3. I learned to never take a job just because of the money
After college, I began the search for my first real full-time job. I remember at that time seeking counsel from both my parents. I wasn’t having a lot of luck in finding any work. It was not the best of times for finding a good job back in the early ’70s when I graduated. Of course earning a salary and thinking big money was on my mind. I was taught to always “consider the money, but never let it be the sole determining factor”. Mom said to me many times to me not to let the money factor dictate my decision. Some of the best advice I have ever received was this:
“A job that pays too little or takes advantage of you will add a lot of stress and worry to your life. It will keep you from doing your best and if you let the money be the most important determining factor, you may never fulfill all of your real talents, skills, and strengths. It won’t ever help you make any positive difference in this world.”
Pretty smart stuff, huh?
I have always tried, throughout my life, to consider income in the jobs I have taken because I had to think about providing for my family, but I have never allowed it to be the most determining factor. I have literally no regrets concerning the path that my Mom’s career advice took me.

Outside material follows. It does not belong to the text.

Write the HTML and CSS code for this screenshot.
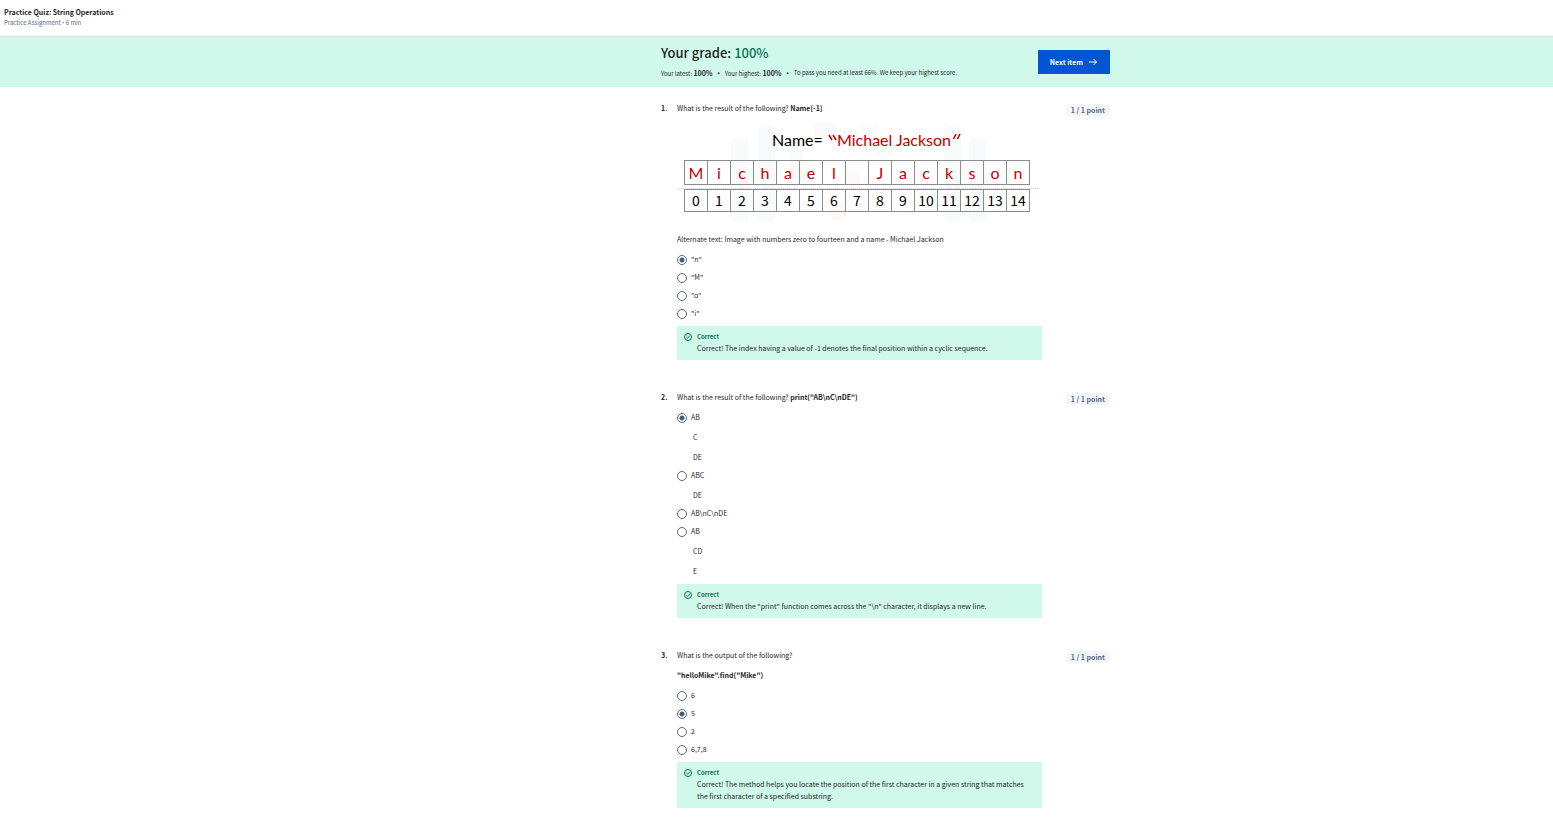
FILE: index.html
```
<!DOCTYPE html>
<html lang="en">
<head>
<meta charset="utf-8">
<title>Practice Quiz: String Operations</title>
<link rel="stylesheet" href="styles.css">
</head>
<body>
<svg class="defs" aria-hidden="true">
  <symbol id="check" viewBox="0 0 16 16"><circle cx="8" cy="8" r="7" fill="none" stroke="currentColor" stroke-width="2"/><path d="M4.8 8.2 7 10.4 11.4 5.8" fill="none" stroke="currentColor" stroke-width="2"/></symbol>
</svg>
<header class="topbar">
  <h1 class="topbar-title">Practice Quiz: String Operations</h1>
  <p class="topbar-meta">Practice Assignment <span class="dot">•</span> 6 min</p>
</header>
<section class="grade-band">
  <div class="column grade">
    <div>
      <h2 class="grade-title">Your grade: <span class="grade-value">100%</span></h2>
      <p class="grade-meta"><span>Your latest: <b>100%</b></span><b class="dot">•</b><span>Your highest: <b>100%</b></span><b class="dot">•</b><span>To pass you need at least 66%. We keep your highest score.</span></p>
    </div>
    <button class="next" type="button">Next item
      <svg class="next-arrow" viewBox="0 0 20 20" aria-hidden="true"><path d="M2 10h15M11 4l6 6-6 6" fill="none" stroke="currentColor" stroke-width="2"/></svg>
    </button>
  </div>
</section>
<main class="questions">
 <div class="column">
  <section class="question">
    <span class="number">1.</span>
    <div class="body">
      <p>What is the result of the following? <b>Name[-1]</b></p>
      <svg class="figure" viewBox="0 0 365 103" role="img" aria-label="Numbers zero to fourteen and the name Michael Jackson">
        <g fill="#f9fafb">
          <rect x="54" y="16" width="17" height="84" rx="4"/><rect x="81" y="4" width="17" height="96" rx="4"/>
          <rect x="267" y="5" width="17" height="95" rx="4"/><rect x="292" y="16" width="17" height="84" rx="4"/>
        </g>
        <g fill="#fef9f9"><rect x="137" y="1" width="22" height="14" rx="3"/><rect x="112" y="40" width="20" height="16" rx="3"/><rect x="167" y="48" width="16" height="18" rx="3"/><rect x="154" y="84" width="15" height="14" rx="3"/></g>
        <g fill="#f8fcfa"><rect x="184" y="1" width="18" height="12" rx="3"/><circle cx="120" cy="34" r="7"/><circle cx="207" cy="32" r="7"/><rect x="222" y="77" width="14" height="14" rx="3"/></g>
        <path d="M0 66.500H364" stroke="#dcdcdc" stroke-dasharray="1 1"/>
        <path class="grid" d="M7 38.500H353M7 62.500H353M7 67.500H353M7 89.500H353"/>
        <path class="grid" d="M7.500 38V63M30.500 38V63M53.500 38V63M76.500 38V63M99.500 38V63M122.500 38V63M145.500 38V63M168.500 38V63M191.500 38V63M214.500 38V63M237.500 38V63M260.500 38V63M283.500 38V63M306.500 38V63M329.500 38V63M352.500 38V63M7.500 67V90M30.500 67V90M53.500 67V90M76.500 67V90M99.500 67V90M122.500 67V90M145.500 67V90M168.500 67V90M191.500 67V90M214.500 67V90M237.500 67V90M260.500 67V90M283.500 67V90M306.500 67V90M329.500 67V90M352.500 67V90"/>
        <text class="fig-name" x="95" y="24">Name=</text>
        <text class="fig-name red" x="160" y="24">Michael Jackson</text>
        <path d="M152 13 155 18M156 13 159 18M279 12 276.500 17M283 12 280.500 17" stroke="#c00000" stroke-width="1.500"/>
        <g class="fig-cell red">
          <text x="19" y="57">M</text><text x="42" y="57">i</text><text x="65" y="57">c</text><text x="88" y="57">h</text><text x="111" y="57">a</text><text x="134" y="57">e</text><text x="157" y="57">l</text><text x="203" y="57">J</text><text x="226" y="57">a</text><text x="249" y="57">c</text><text x="272" y="57">k</text><text x="295" y="57">s</text><text x="318" y="57">o</text><text x="341" y="57">n</text>
        </g>
        <g class="fig-cell digits">
          <text x="19" y="84">0</text><text x="42" y="84">1</text><text x="65" y="84">2</text><text x="88" y="84">3</text><text x="111" y="84">4</text><text x="134" y="84">5</text><text x="157" y="84">6</text><text x="180" y="84">7</text><text x="203" y="84">8</text><text x="226" y="84">9</text><text x="249" y="84">10</text><text x="272" y="84">11</text><text x="295" y="84">12</text><text x="318" y="84">13</text><text x="341" y="84">14</text>
        </g>
      </svg>
      <p>Alternate text: Image with numbers zero to fourteen and a name - Michael Jackson</p>
      <div class="options">
        <label class="option"><input type="radio" name="q1" checked>"n"</label>
        <label class="option"><input type="radio" name="q1">"M"</label>
        <label class="option"><input type="radio" name="q1">"o"</label>
        <label class="option"><input type="radio" name="q1">"i"</label>
      </div>
      <div class="feedback">
        <svg class="check"><use href="#check"/></svg>
        <div><h3 class="feedback-title">Correct</h3><p>Correct! The index having a value of -1 denotes the final position within a cyclic sequence.</p></div>
      </div>
    </div>
    <span class="points">1 / 1 point</span>
  </section>
  <section class="question">
    <span class="number">2.</span>
    <div class="body">
      <p>What is the result of the following? <b>print("AB\nC\nDE")</b></p>
      <div class="options">
        <label class="option"><input type="radio" name="q2" checked>AB<span class="line">C</span><span class="line">DE</span></label>
        <label class="option"><input type="radio" name="q2">ABC<span class="line">DE</span></label>
        <label class="option"><input type="radio" name="q2">AB\nC\nDE</label>
        <label class="option"><input type="radio" name="q2">AB<span class="line">CD</span><span class="line">E</span></label>
      </div>
      <div class="feedback">
        <svg class="check"><use href="#check"/></svg>
        <div><h3 class="feedback-title">Correct</h3><p>Correct! When the "print" function comes across the "\n" character, it displays a new line.</p></div>
      </div>
    </div>
    <span class="points">1 / 1 point</span>
  </section>
  <section class="question">
    <span class="number">3.</span>
    <div class="body">
      <p>What is the output of the following?</p>
      <p class="code"><b>"helloMike".find("Mike")</b></p>
      <div class="options">
        <label class="option"><input type="radio" name="q3">6</label>
        <label class="option"><input type="radio" name="q3" checked>5</label>
        <label class="option"><input type="radio" name="q3">2</label>
        <label class="option"><input type="radio" name="q3">6,7,8</label>
      </div>
      <div class="feedback">
        <svg class="check"><use href="#check"/></svg>
        <div><h3 class="feedback-title">Correct</h3><p>Correct! The method helps you locate the position of the first character in a given string that matches the first character of a specified substring.</p></div>
      </div>
    </div>
    <span class="points">1 / 1 point</span>
  </section>
 </div>
</main>
</body>
</html>
```
FILE: styles.css
```
* { box-sizing: border-box; }
body, h1, h2, h3, p { margin: 0; }
body {
  font-family: "Noto Sans CJK SC", "Open Sans", sans-serif;
  font-size: 7px;
  line-height: 12px;
  color: #1f1f1f;
  background: #fff;
}
.defs { display: none; }
.dot { font-family: "Open Sans", sans-serif; }
.topbar { padding: 7px 4px 8px; border-bottom: 1px solid #dae1ed; }
.topbar-title { font-size: 7px; line-height: 11px; font-weight: 700; }
.topbar-meta { font-size: 6px; line-height: 10px; color: #5b6780; }
.grade-band { padding-left: 218px; background: #d0f9ec; }
.column { width: 100%; max-width: 449px; margin: 0 auto; }
.grade { display: flex; align-items: center; justify-content: space-between; padding: 6px 0 7px; }
.grade-title { font-size: 13px; line-height: 20px; font-weight: 500; }
.grade-value { color: #087051; }
.grade-meta { display: flex; gap: 5px; padding-top: 4px; font-size: 6px; }
.grade-meta span b { font-size: 7px; }
.next {
  display: flex; align-items: center; justify-content: center; gap: 5px;
  height: 24px; padding: 0 12px; border: 0; border-radius: 1px;
  background: #0056d2; color: #fff; font: 700 7px/12px "Noto Sans CJK SC", sans-serif;
}
.next-arrow { width: 10px; height: 10px; }
.questions { padding: 15px 0 27px 218px; }
.question { display: flex; align-items: flex-start; }
.question + .question { margin-top: 31px; }
.number { flex: none; width: 16px; font-weight: 700; }
.body { flex: 1; max-width: 365px; }
.points {
  margin: 2px 0 0 auto; padding: 0 5px; border-radius: 6px;
  background: #f2f5fa; color: #5b6780; font-weight: 700;
}
.figure { display: block; width: 100%; margin: 8px 0; }
.figure .grid { fill: none; stroke: #8c8c8c; }
.fig-name { font: 16px Lato, sans-serif; }
.fig-cell { font: 16px Lato, sans-serif; text-anchor: middle; }
.digits { font: 14px "Noto Sans CJK SC", sans-serif; }
.red { fill: #c00000; }
.code { margin-top: 8px; }
.options { margin-top: 6px; }
.option {
  display: grid; grid-template-columns: 10px 1fr; grid-template-rows: 16px; grid-auto-rows: 20px;
  column-gap: 4px; padding-top: 2px;
}
.option input {
  appearance: none; width: 10px; height: 10px; margin: 2px 0 0;
  border: 1px solid #5b6780; border-radius: 50%; background: #fff;
}
.option input:checked { background: radial-gradient(circle, #48597f 0 2px, #fff 3px); }
.line { grid-column: 2; padding: 4px 0 0 2px; }
.feedback { display: flex; gap: 5px; margin-top: 3px; padding: 5px 7px 6px; background: #d0f9ec; }
.feedback-title { font-size: 6px; line-height: 11px; font-weight: 700; color: #087051; }
.check { flex: none; width: 8px; height: 8px; margin-top: 2px; color: #087051; }
```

My Mom’s example and her advice molded my life and my view of money. No matter how tight my money situation has ever been over the years, I don’t think I have ever missed the opportunity to give away at least a small portion of my paycheck or thought long and hard about what I can afford to spend on some discretionary item. This is not because I haven’t made some big money. Quite the contrary, it is because I learned from a young age that being a responsible person about personal finances has rewards of its own and I am not just entitled to things because I want them. I think that’s a lesson we all can learn.
What lessons have you learned from your parents about personal finance?